* BEGIN PROVIDED MATERIAL *

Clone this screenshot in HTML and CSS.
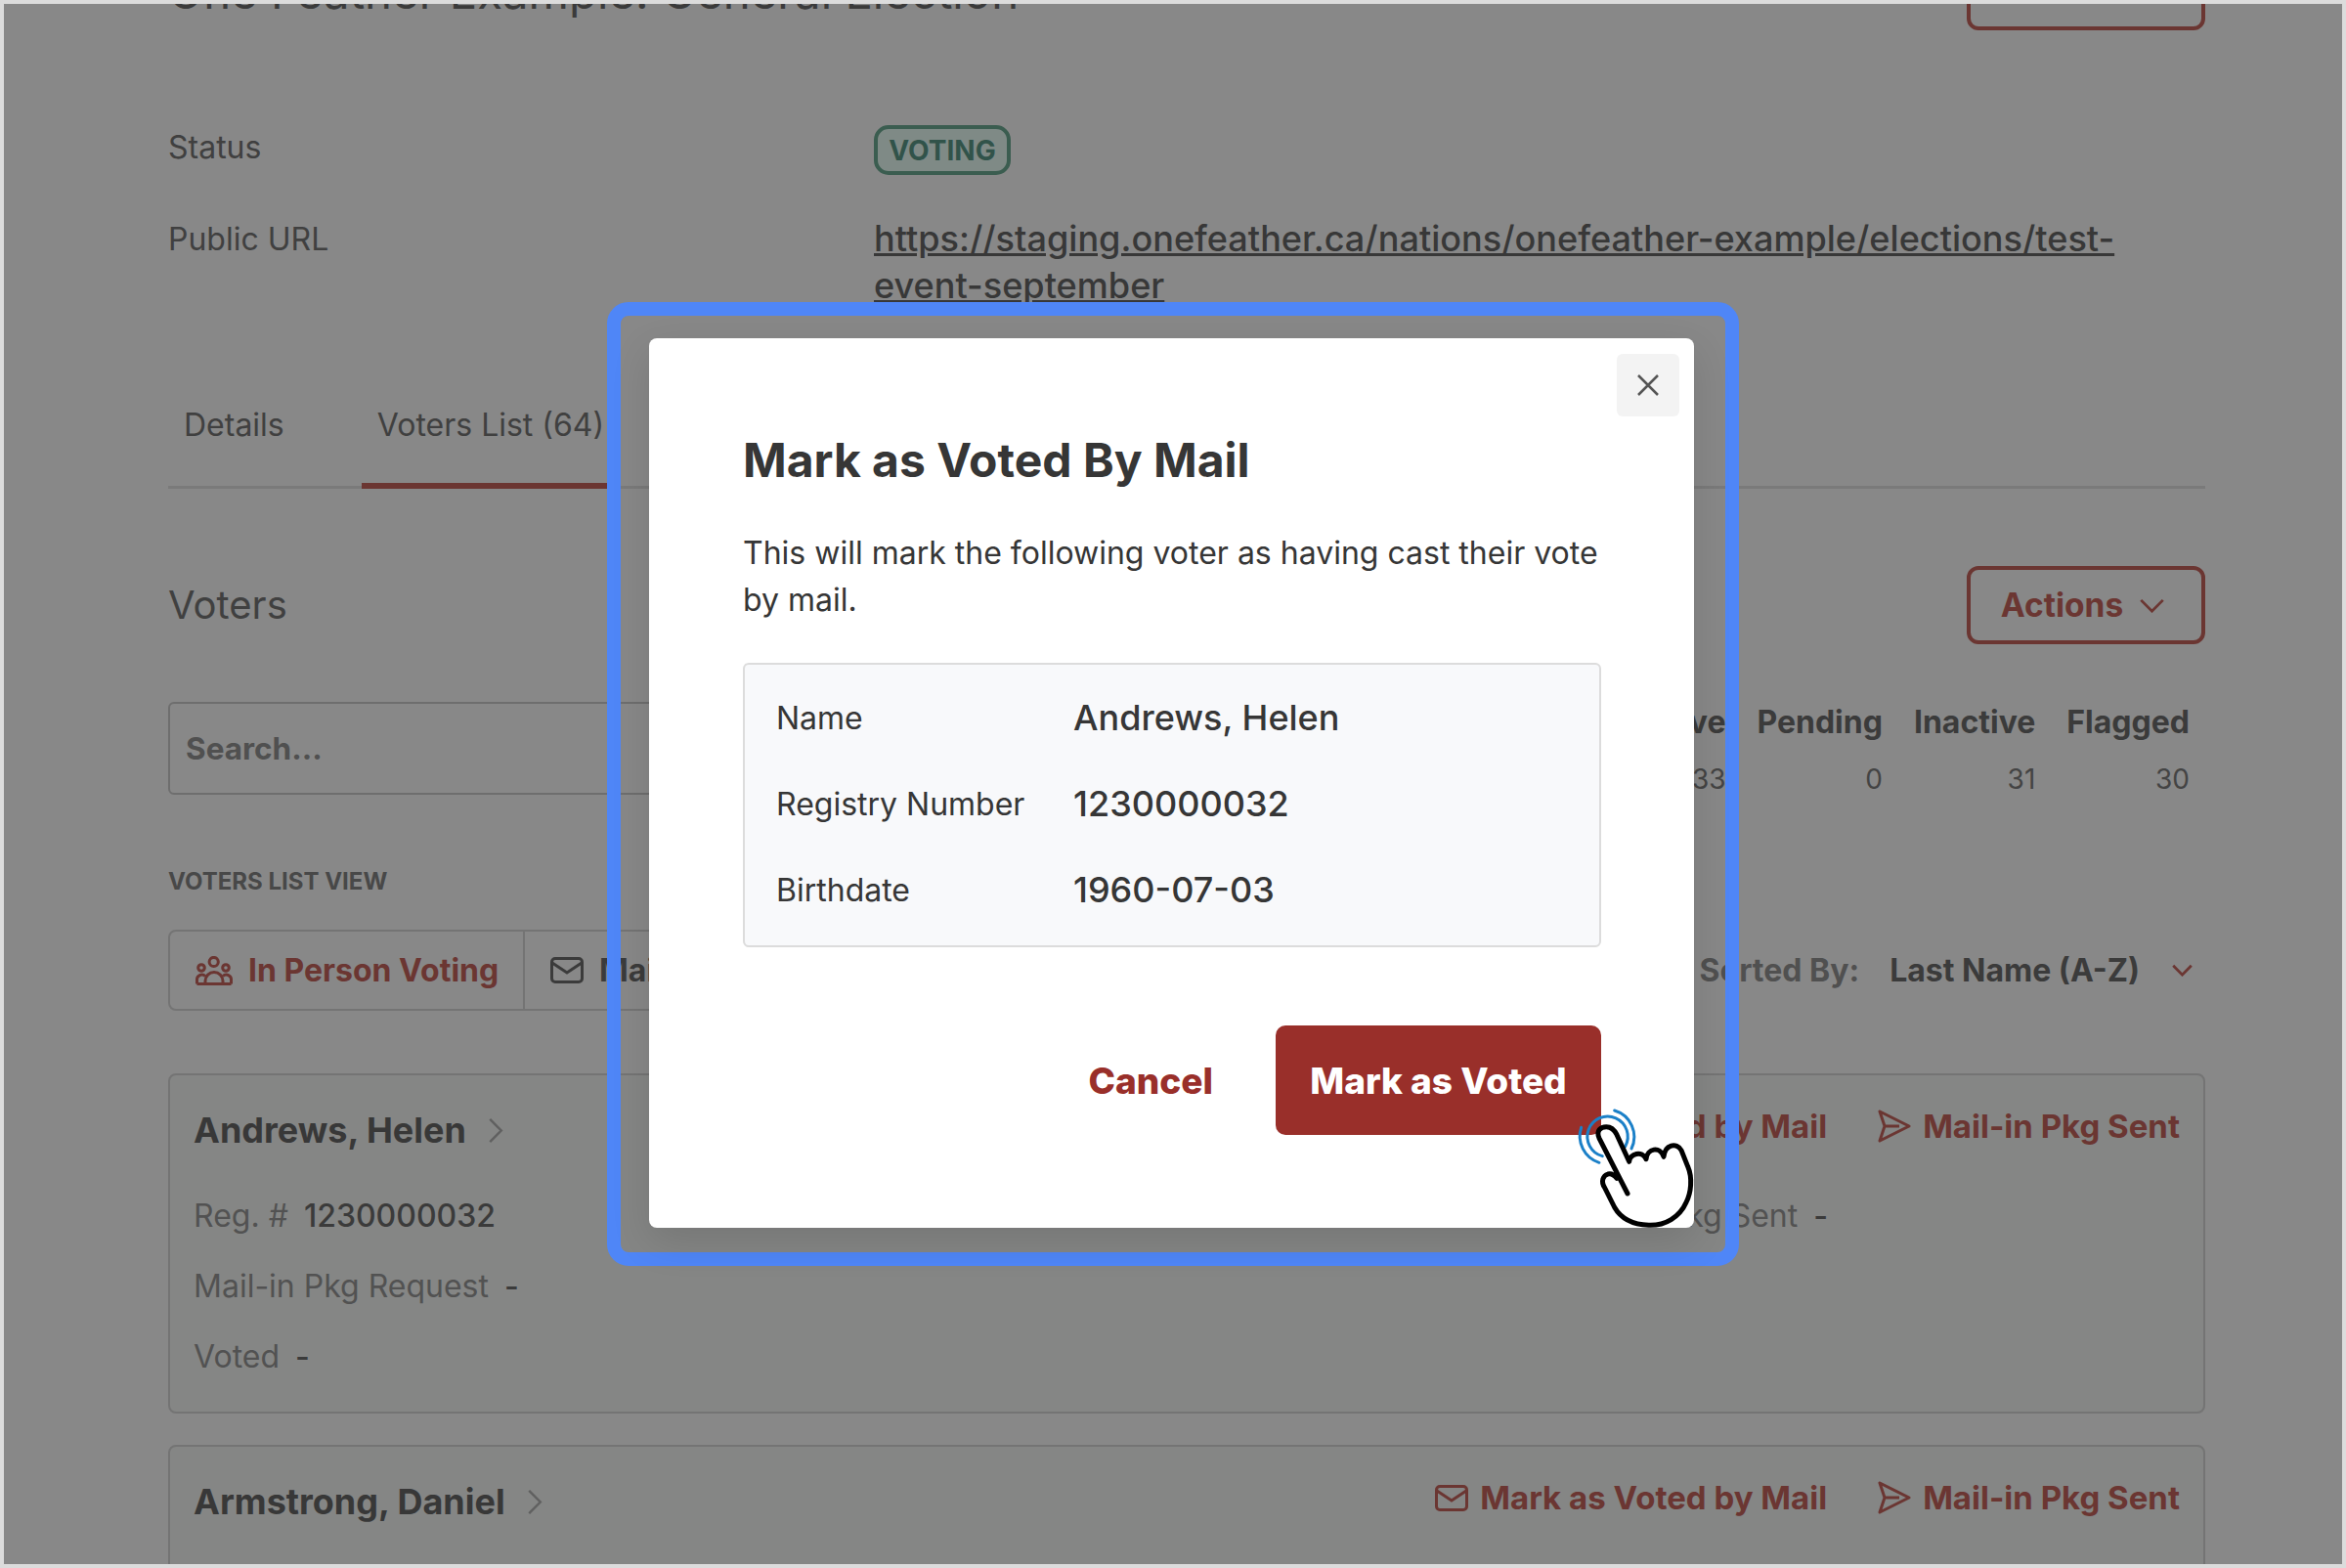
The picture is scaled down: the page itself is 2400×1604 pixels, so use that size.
FILE: index.html
```html
<!DOCTYPE html>
<html lang="en">
<head>
    <meta charset="UTF-8">
    <meta name="viewport" content="width=device-width, initial-scale=1.0">
    <title>Mark as Voted By Mail</title>
    <link rel="stylesheet" href="styles.css">
</head>
<body>
    <div class="frame">
        <div class="page">
            <div class="title-row">
                <h1>One Feather Example: General Election</h1>
                <button class="outline-btn top-btn"></button>
            </div>

            <div class="info-row status-row">
                <span class="info-label">Status</span>
                <span class="badge">VOTING</span>
            </div>
            <div class="info-row url-row">
                <span class="info-label">Public URL</span>
                <a class="public-url">https://staging.onefeather.ca/nations/onefeather-example/elections/test-event-september</a>
            </div>

            <div class="tabs">
                <span class="tab">Details</span>
                <span class="tab tab-active">Voters List (64)</span>
            </div>

            <div class="voters-head">
                <h2>Voters</h2>
                <button class="outline-btn actions-btn">Actions
                    <svg class="chev" viewBox="0 0 28 16"><path d="M2 2l12 12L26 2"/></svg>
                </button>
            </div>

            <div class="search-row">
                <div class="search-box">Search...</div>
                <div class="stats">
                    <div class="stat"><b>Active</b><span>33</span></div>
                    <div class="stat"><b>Pending</b><span>0</span></div>
                    <div class="stat"><b>Inactive</b><span>31</span></div>
                    <div class="stat"><b>Flagged</b><span>30</span></div>
                </div>
            </div>

            <div class="view-label">VOTERS LIST VIEW</div>
            <div class="view-row">
                <div class="view-tabs">
                    <div class="view-tab view-tab-active">
                        <svg class="people-icon" viewBox="0 0 38 30">
                            <circle cx="18.7" cy="6" r="4.6"/>
                            <circle cx="6" cy="12" r="3.3"/>
                            <circle cx="31" cy="12" r="3.3"/>
                            <path d="M10 28.5v-3a9 9 0 0 1 18 0v3"/>
                            <path d="M1.5 28.5h35M1.5 28.5v-4a5 5 0 0 1 8.5-4M36.5 28.5v-4a5 5 0 0 0-8.5-4"/>
                        </svg>
                        In Person Voting
                    </div>
                    <div class="view-tab">
                        <svg class="mail-icon" viewBox="0 0 34 27"><rect x="1.5" y="1.5" width="31" height="24" rx="3.5"/><path d="M2 6l15 10L32 6"/></svg>
                        Mail-in Voting
                    </div>
                </div>
                <div class="sort">
                    <span class="sort-label">Sorted By:</span>
                    <span class="sort-value">Last Name (A-Z)</span>
                    <svg class="chev sort-chev" viewBox="0 0 24 14"><path d="M2 2l10 10L22 2"/></svg>
                </div>
            </div>

            <div class="voter-card">
                <div class="card-head">
                    <div class="voter-name">Andrews, Helen
                        <svg class="name-chev" viewBox="0 0 16 28"><path d="M2 2l12 12L2 26"/></svg>
                    </div>
                    <div class="card-actions">
                        <span class="card-action">
                            <svg class="mail-icon" viewBox="0 0 34 27"><rect x="1.5" y="1.5" width="31" height="24" rx="3.5"/><path d="M2 6l15 10L32 6"/></svg>
                            Mark as Voted by Mail
                        </span>
                        <span class="card-action">
                            <svg class="send-icon" viewBox="0 0 34 34"><path d="M2 2l30 15L2 32l5-15zM7 17h15"/></svg>
                            Mail-in Pkg Sent
                        </span>
                    </div>
                </div>
                <div class="card-line">
                    <span class="field">Reg. #<b>1230000032</b></span>
                    <span class="field field-sent">Mail-in Pkg Sent<b>-</b></span>
                </div>
                <div class="card-line"><span class="field">Mail-in Pkg Request<b>-</b></span></div>
                <div class="card-line"><span class="field">Voted<b>-</b></span></div>
            </div>

            <div class="voter-card">
                <div class="card-head">
                    <div class="voter-name">Armstrong, Daniel
                        <svg class="name-chev" viewBox="0 0 16 28"><path d="M2 2l12 12L2 26"/></svg>
                    </div>
                    <div class="card-actions">
                        <span class="card-action">
                            <svg class="mail-icon" viewBox="0 0 34 27"><rect x="1.5" y="1.5" width="31" height="24" rx="3.5"/><path d="M2 6l15 10L32 6"/></svg>
                            Mark as Voted by Mail
                        </span>
                        <span class="card-action">
                            <svg class="send-icon" viewBox="0 0 34 34"><path d="M2 2l30 15L2 32l5-15zM7 17h15"/></svg>
                            Mail-in Pkg Sent
                        </span>
                    </div>
                </div>
            </div>
        </div>

        <!-- Modal sits over the dimmed page -->
        <div class="highlight"></div>
        <div class="modal">
            <button class="close-btn">
                <svg viewBox="0 0 24 24"><path d="M2 2l20 20M22 2L2 22"/></svg>
            </button>
            <h3>Mark as Voted By Mail</h3>
            <p>This will mark the following voter as having cast their vote by mail.</p>
            <div class="voter-box">
                <div class="box-row"><span>Name</span><strong>Andrews, Helen</strong></div>
                <div class="box-row"><span>Registry Number</span><strong>1230000032</strong></div>
                <div class="box-row"><span>Birthdate</span><strong>1960-07-03</strong></div>
            </div>
            <div class="modal-actions">
                <button class="cancel-btn">Cancel</button>
                <button class="confirm-btn">Mark as Voted</button>
            </div>
        </div>

        <svg class="hand" viewBox="0 0 900 900">
            <g class="hand-rings">
                <path d="M268 488A62 62 0 1 1 338 458"/>
                <path d="M258 508A85 85 0 0 1 203 400"/>
                <path d="M305 348A84 84 0 0 1 357 465"/>
            </g>
            <path class="hand-body" d="M345 603L258 433C248 410 262 398 280 398C295 398 305 408 312 422L350 505C352 480 390 470 402 497C405 465 445 455 456 490C460 452 495 445 510 470L530 520C545 555 540 600 525 630C505 675 460 702 410 700C360 698 325 680 305 645L275 585C262 565 270 548 285 543C298 540 305 548 312 556"/>
        </svg>
    </div>
</body>
</html>
```

FILE: styles.css
```css
* {
    box-sizing: border-box;
}

body {
    margin: 0;
    font-family: Inter, "Liberation Sans", sans-serif;
    background-color: #dcdcdc;
}

button {
    font-family: inherit;
}

.frame {
    position: relative;
    width: 2400px;
    height: 1604px;
    padding: 4px;
    overflow: hidden;
}

.page {
    height: 1596px;
    padding: 0 140px 0 168px;
    background-color: #888888;
    color: #3b3b3b;
    overflow: hidden;
}

/* Title */
.title-row {
    display: flex;
    justify-content: space-between;
    margin-top: -16px;
    height: 42px;
}

h1 {
    margin: -19px 0 0;
    font-size: 47.3px;
    line-height: 46px;
    font-weight: 400;
}

.outline-btn {
    width: 244px;
    background: none;
    border: 4px solid #6b3632;
    border-radius: 12px;
    color: #6b3632;
    font-size: 33.5px;
    font-weight: 700;
}

.top-btn {
    height: 80px;
    margin-top: -37px;
}

/* Status and URL */
.info-row {
    display: flex;
}

.info-label {
    width: 722px;
    font-size: 32px;
    line-height: 48px;
    color: #404040;
}

.status-row {
    margin-top: 98px;
}

.status-row .info-label {
    margin-top: -1px;
}

.badge {
    display: flex;
    align-items: center;
    justify-content: center;
    width: 140px;
    height: 51px;
    border: 4px solid #3b5d50;
    border-radius: 15px;
    background-color: #7f8a86;
    color: #31534a;
    font-size: 28px;
    font-weight: 700;
}

.url-row {
    margin-top: 42px;
}

.public-url {
    width: 1300px;
    font-size: 36.1px;
    line-height: 47.5px;
    font-weight: 500;
    text-decoration: underline;
    color: #383838;
}

/* Tabs */
.tabs {
    display: flex;
    margin-top: 95px;
    height: 89px;
    border-bottom: 3px solid #7a7a7a;
}

.tab {
    padding: 0 16px;
    font-size: 32px;
    line-height: 48px;
    color: #404040;
    white-space: nowrap;
}

.tab-active {
    margin-left: 63px;
    height: 89px;
    border-bottom: 6px solid #6b3632;
}

.voters-head {
    display: flex;
    justify-content: space-between;
    align-items: center;
    margin-top: 79px;
}

h2 {
    margin: -1px 0 0;
    font-size: 40px;
    font-weight: 400;
    color: #404040;
}

.actions-btn {
    display: flex;
    align-items: center;
    justify-content: center;
    gap: 16px;
    height: 80px;
    padding: 0 6px 0 0;
}

.chev {
    width: 27px;
    height: 15px;
    fill: none;
    stroke: #6b3632;
    stroke-width: 3;
}

/* Search and stats */
.search-row {
    display: flex;
    justify-content: space-between;
    margin-top: 59px;
}

.search-box {
    width: 700px;
    height: 95px;
    padding: 0 16px;
    border: 2px solid #6e6e6e;
    border-radius: 6px;
    font-size: 31.5px;
    font-weight: 700;
    line-height: 91px;
    color: #505050;
}

.stats {
    display: flex;
    gap: 32px;
    padding: 0 16px 0 0;
}

.stat {
    display: flex;
    flex-direction: column;
    align-items: flex-end;
    gap: 19px;
    padding-top: 2px;
    font-size: 32px;
    line-height: 38px;
}

.stat b {
    font-weight: 700;
}

.stat span {
    font-size: 28px;
    line-height: 40px;
    color: #444;
}

.view-label {
    margin-top: 59px;
    font-size: 24px;
    line-height: 52px;
    font-weight: 700;
    color: #484848;
}

.view-row {
    display: flex;
    justify-content: space-between;
    align-items: center;
    margin-top: 23px;
}

.view-tabs {
    display: flex;
    height: 83px;
    width: 700px;
    border: 2px solid #747474;
    border-radius: 8px;
}

.view-tab {
    display: flex;
    align-items: center;
    gap: 16px;
    padding: 0 26px;
    font-size: 32px;
    font-weight: 700;
    white-space: nowrap;
}

.view-tab-active {
    width: 363px;
    flex: none;
    border-right: 2px solid #747474;
    color: #6b3632;
}

.people-icon {
    width: 38px;
    height: 30px;
    flex: none;
    fill: none;
    stroke: #6b3632;
    stroke-width: 3;
}

.mail-icon {
    width: 34px;
    height: 27px;
    flex: none;
    fill: none;
    stroke: currentColor;
    stroke-width: 3;
}

.sort {
    display: flex;
    align-items: center;
    font-size: 32px;
    font-weight: 700;
    padding: 0 12px 0 0;
}

.sort-label {
    color: #505050;
    margin-right: 31px;
}

.sort-chev {
    width: 23px;
    height: 13px;
    margin-left: 32px;
}

/* Voter cards */
.voter-card {
    margin-top: 64px;
    height: 348px;
    padding: 0 24px;
    border: 2px solid #747474;
    border-radius: 8px;
    background-color: #858685;
}

.voter-card + .voter-card {
    margin-top: 32px;
}

.card-head {
    display: flex;
    justify-content: space-between;
    align-items: center;
    height: 104px;
    margin-bottom: 3px;
}

.voter-name {
    display: flex;
    align-items: center;
    gap: 22px;
    padding-top: 8px;
    font-size: 36px;
    font-weight: 700;
    color: #383838;
}

.name-chev {
    width: 16px;
    height: 27px;
    fill: none;
    stroke: #606060;
    stroke-width: 2.5;
}

.card-actions {
    display: flex;
    gap: 52px;
}

.card-action {
    display: flex;
    align-items: center;
    gap: 12px;
    font-size: 33px;
    font-weight: 700;
    color: #6b3632;
}

.send-icon {
    width: 34px;
    height: 34px;
    fill: none;
    stroke: currentColor;
    stroke-width: 3;
    stroke-linejoin: round;
}

.card-line {
    display: flex;
    height: 72px;
    align-items: center;
    font-size: 32px;
}

.field {
    color: #525252;
}

.field b {
    margin-left: 16px;
    font-weight: 500;
    color: #3b3b3b;
}

.field-sent {
    margin-left: 1085px;
}

/* Modal */
.highlight {
    position: absolute;
    left: 621px;
    top: 309px;
    width: 1158px;
    height: 986px;
    border: 14px solid #4f86f7;
    border-radius: 22px;
}

.modal {
    position: absolute;
    left: 664px;
    top: 346px;
    width: 1069px;
    height: 910px;
    padding: 96px 96px 0;
    background-color: #ffffff;
    border-radius: 8px;
    color: #363636;
    box-shadow: 0 14px 40px rgba(0, 0, 0, 0.12);
}

.close-btn {
    position: absolute;
    top: 16px;
    right: 15px;
    width: 64px;
    height: 64px;
    display: flex;
    align-items: center;
    justify-content: center;
    padding: 0;
    border: 0;
    border-radius: 6px;
    background-color: #f3f3f3;
}

.close-btn svg {
    width: 24px;
    height: 24px;
    fill: none;
    stroke: #555;
    stroke-width: 2.5;
}

h3 {
    margin: 0;
    font-size: 48px;
    line-height: 58px;
    font-weight: 700;
}

.modal p {
    margin: 42px 0 0;
    font-size: 32px;
    line-height: 47.5px;
}

.voter-box {
    margin-top: 41px;
    width: 878px;
    height: 291px;
    padding: 10px 32px;
    border: 2px solid #dcdcdc;
    border-radius: 6px;
    background-color: #f8f9fb;
}

.box-row {
    display: flex;
    align-items: center;
    height: 88px;
}

.box-row span {
    width: 304px;
    font-size: 32px;
}

.box-row strong {
    font-size: 36px;
    font-weight: 500;
}

.modal-actions {
    display: flex;
    justify-content: flex-end;
    align-items: center;
    gap: 64px;
    width: 878px;
    margin-top: 80px;
}

.cancel-btn,
.confirm-btn {
    border: 0;
    font-size: 37px;
    font-weight: 800;
}

.cancel-btn {
    background: none;
    padding: 0;
    color: #992f2a;
}

.confirm-btn {
    width: 333px;
    height: 112px;
    border-radius: 10px;
    background-color: #992f2a;
    color: #ffffff;
}

/* Pointer hand */
.hand {
    position: absolute;
    left: 1550px;
    top: 1020px;
    width: 300px;
    height: 300px;
    fill: none;
    stroke-linecap: round;
    stroke-linejoin: round;
}

.hand-rings {
    stroke: #1b80c8;
    stroke-width: 9;
}

.hand-body {
    fill: #ffffff;
    stroke: #000000;
    stroke-width: 15;
}
```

* END PROVIDED MATERIAL *

WORK TO COMPLETE -> Filter for "page". Return all lines that hold it.

EXERCISE RESPONSE ->
The picture is scaled down: the page itself is 2400×1604 pixels, so use that size.
        <div class="page">
        <!-- Modal sits over the dimmed page -->
.page {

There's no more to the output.